As the reliability of lightweight UAV data is increasingly proven and the application of similar devices becomes more widespread, further improvements in OBIA algorithms will promote the broader adoption of the OBIA + lightweight UAV solution. It is anticipated that deep learning methods will offer significant advantages for image classification in future research. Deep learning outperforms traditional machine learning in feature representation, enabling the automatic extraction of complex image features using multi-layer neural networks. It excels at classifying multi-scale, multi-shaped, and heterogeneous regions in images. With the increasing popularity of drones and the convenience of acquiring VHSR imagery, the integration of deep reinforcement learning into remote sensing image segmentation is expected. This will minimize human intervention and enable fully automated data processing.
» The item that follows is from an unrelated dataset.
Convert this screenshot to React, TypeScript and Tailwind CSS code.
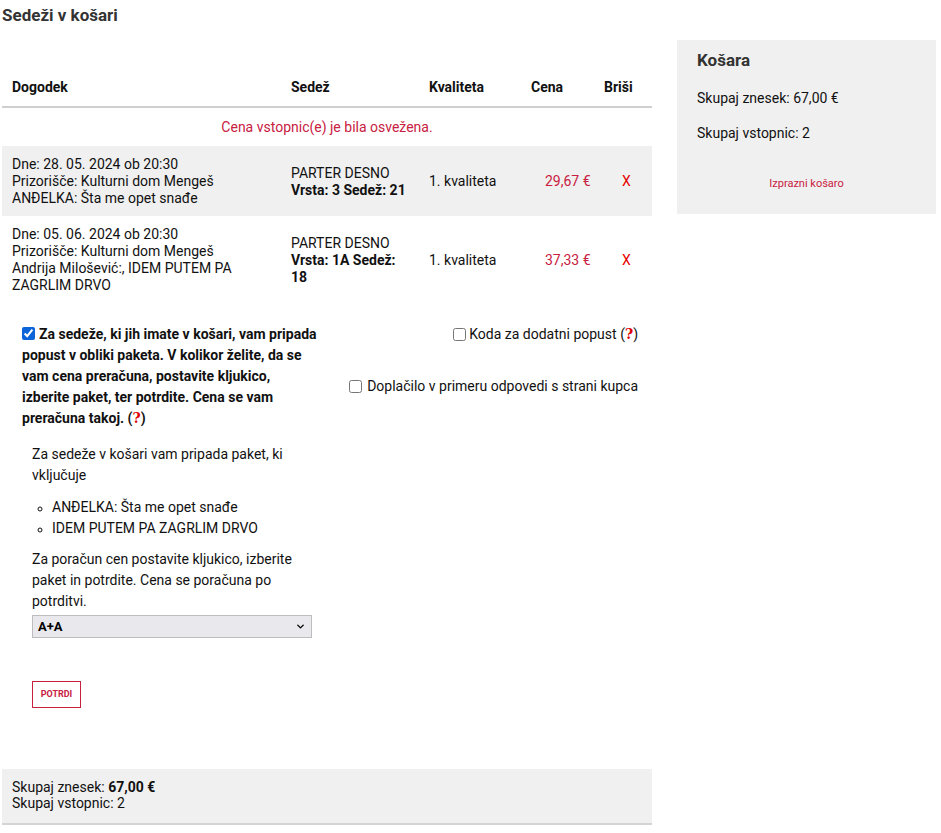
import { ChevronDown } from 'lucide-react';

const rows = [
  {
    id: 1,
    lines: ['Dne: 28. 05. 2024 ob 20:30', 'Prizorišče: Kulturni dom Mengeš', 'ANĐELKA: Šta me opet snađe'],
    seat: 'Vrsta: 3 Sedež: 21',
    price: '29,67 €',
    shaded: true,
  },
  {
    id: 2,
    lines: ['Dne: 05. 06. 2024 ob 20:30', 'Prizorišče: Kulturni dom Mengeš', 'Andrija Milošević:, IDEM PUTEM PA ZAGRLIM DRVO'],
    seat: 'Vrsta: 1A Sedež: 18',
    price: '37,33 €',
    shaded: false,
  },
];

function Help() {
  return (
    <span>
      (<span className="font-bold text-[#e00000] font-['DejaVu_Serif',serif]">?</span>)
    </span>
  );
}

export default function App() {
  return (
    <div className="min-h-[833px] bg-white font-['Roboto',sans-serif] text-[#111]">
      <h1 className="px-[2px] pt-[5px] text-[17px] font-bold text-[#333] leading-[20px]">Sedeži v košari</h1>

      <div className="flex items-start gap-[25px] pl-[2px] pt-[15px]">
        {/* Main column */}
        <div className="w-[650px]">
          <table className="w-full table-fixed border-collapse text-[14px] leading-[17px]">
            <thead>
              <tr className="border-b-2 border-[#cfcfcf] text-left">
                <th className="w-[289px] pl-[10px] pt-[39px] pb-[10px] font-bold">Dogodek</th>
                <th className="w-[138px] pt-[39px] pb-[10px] font-bold">Sedež</th>
                <th className="w-[102px] pt-[39px] pb-[10px] font-bold">Kvaliteta</th>
                <th className="w-[73px] pt-[39px] pb-[10px] font-bold">Cena</th>
                <th className="pt-[39px] pb-[10px] font-bold">Briši</th>
              </tr>
            </thead>
            <tbody>
              <tr>
                <td colSpan={5} className="pt-[11px] pb-[10px] text-center text-[#c8203f]">
                  Cena vstopnic(e) je bila osvežena.
                </td>
              </tr>
              {rows.map(row => (
                <tr key={row.id} className={row.shaded ? 'bg-[#f0f0f0]' : ''}>
                  <td className="pt-[10px] pb-[9px] pl-[10px] pr-[40px] align-middle">
                    {row.lines.map(l => (
                      <div key={l}>{l}</div>
                    ))}
                  </td>
                  <td className="pt-[10px] pb-[9px] pr-[18px] align-middle">
                    <div>PARTER DESNO</div>
                    <div className="font-bold">{row.seat}</div>
                  </td>
                  <td className="pt-[10px] pb-[9px] align-middle">1. kvaliteta</td>
                  <td className="pt-[10px] pb-[9px] pl-[14px] align-middle text-[#c8203f]">{row.price}</td>
                  <td className="pt-[10px] pb-[9px] pl-[18px] align-middle text-[#e60000]">X</td>
                </tr>
              ))}
            </tbody>
          </table>

          {/* Package / discount options */}
          <div className="mt-[21px] flex justify-between text-[14px] leading-[21px]">
            <div className="w-[317px] pl-[20px]">
              <p className="font-bold">
                <input type="checkbox" defaultChecked className="mr-[4px] h-[13px] w-[13px] align-[-1px] accent-[#0b64d8]" />
                Za sedeže, ki jih imate v košari, vam pripada popust v obliki paketa. V kolikor želite, da se vam cena preračuna, postavite kljukico, izberite paket, ter potrdite. Cena se vam preračuna takoj. <Help />
              </p>

              <div className="mt-[15px] pl-[10px] pr-[5px]">
                <p>Za sedeže v košari vam pripada paket, ki vključuje</p>
                <ul className="mt-[11px] mb-[10px] pl-[20px] list-[circle] marker:text-[12px]">
                  <li>ANĐELKA: Šta me opet snađe</li>
                  <li>IDEM PUTEM PA ZAGRLIM DRVO</li>
                </ul>
                <p>Za poračun cen postavite kljukico, izberite paket in potrdite. Cena se poračuna po potrditvi.</p>
                <div className="relative mt-[3px] w-[280px]">
                  <select className="h-[23px] w-full appearance-none border border-[#bdbdbd] bg-[#e9e9ed] pl-[5px] text-[13px] font-bold text-black">
                    <option>A+A</option>
                  </select>
                  <ChevronDown className="pointer-events-none absolute right-[6px] top-[6px] h-[11px] w-[11px] text-black" strokeWidth={3} />
                </div>
                <button className="mt-[43px] h-[27px] w-[49px] border border-[#c8203f] text-[9px] font-bold text-[#c8203f]">
                  POTRDI
                </button>
              </div>
            </div>

            <div className="flex flex-col items-end pr-[14px]">
              <label className="flex items-center gap-[3px]">
                <input type="checkbox" className="h-[13px] w-[13px]" />
                <span>Koda za dodatni popust <Help /></span>
              </label>
              <label className="mt-[31px] flex items-center gap-[5px]">
                <input type="checkbox" className="h-[13px] w-[13px]" />
                <span>Doplačilo v primeru odpovedi s strani kupca</span>
              </label>
            </div>
          </div>

          {/* Totals */}
          <div className="mt-[61px] border-b-2 border-[#d4d4d4] bg-[#f0f0f0] px-[10px] pt-[10px] pb-[12px] text-[14px] leading-[16px]">
            <div>
              Skupaj znesek: <b>67,00 €</b>
            </div>
            <div>Skupaj vstopnic: 2</div>
          </div>
        </div>

        {/* Sidebar */}
        <aside className="w-[259px] bg-[#f0f0f0] px-[20px] pt-[10px] pb-[22px] text-[14px] text-[#111]">
          <h2 className="text-[17px] font-bold leading-[20px] text-[#333]">Košara</h2>
          <p className="mt-[20px] leading-[17px]">Skupaj znesek: 67,00 €</p>
          <p className="mt-[18px] leading-[17px]">Skupaj vstopnic: 2</p>
          <p className="mt-[34px] text-center text-[11px] leading-[16px] text-[#c8203f]">Izprazni košaro</p>
        </aside>
      </div>
    </div>
  );
}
Additionally, developing evaluation methods for segmentation accuracy across various scenarios will greatly enhance the reliability and feasibility of related research. This is likely to become a key direction for future research in image analysis and processing in drone applications.
6. Conclusions
In this study, the data reliability of lightweight foldable UAVs in complex land-cover scenarios was demonstrated. Specifically, a case study focusing on the extraction of high-density buildings in urban villages was designed. Using the DJI Mavic 3 Enterprise equipped with network RTK, DOM of the study area were collected and processed using OBIA techniques to extract urban village buildings.
The generated images clearly revealed the chaotic surface features typical of urban villages. Even small, fragmented objects, such as water heaters and canopies, were distinctly visible, providing reliable data support for practical application needs. Regarding OBIA, the contours of image objects generated by MRS closely aligned with the actual land features, and the machine learning classification algorithms achieved relatively high accuracy. These results validated the feasibility of combining lightweight UAVs with OBIA techniques.
Considering data collection, data quality, and case results, this UAV demonstrated not only high portability, simplicity in workflow, and minimal regulatory constraints but also ensured data reliability, making it well-suited for this case study. As a practical reference, this study has the potential to promote the widespread application of similar UAVs across various fields.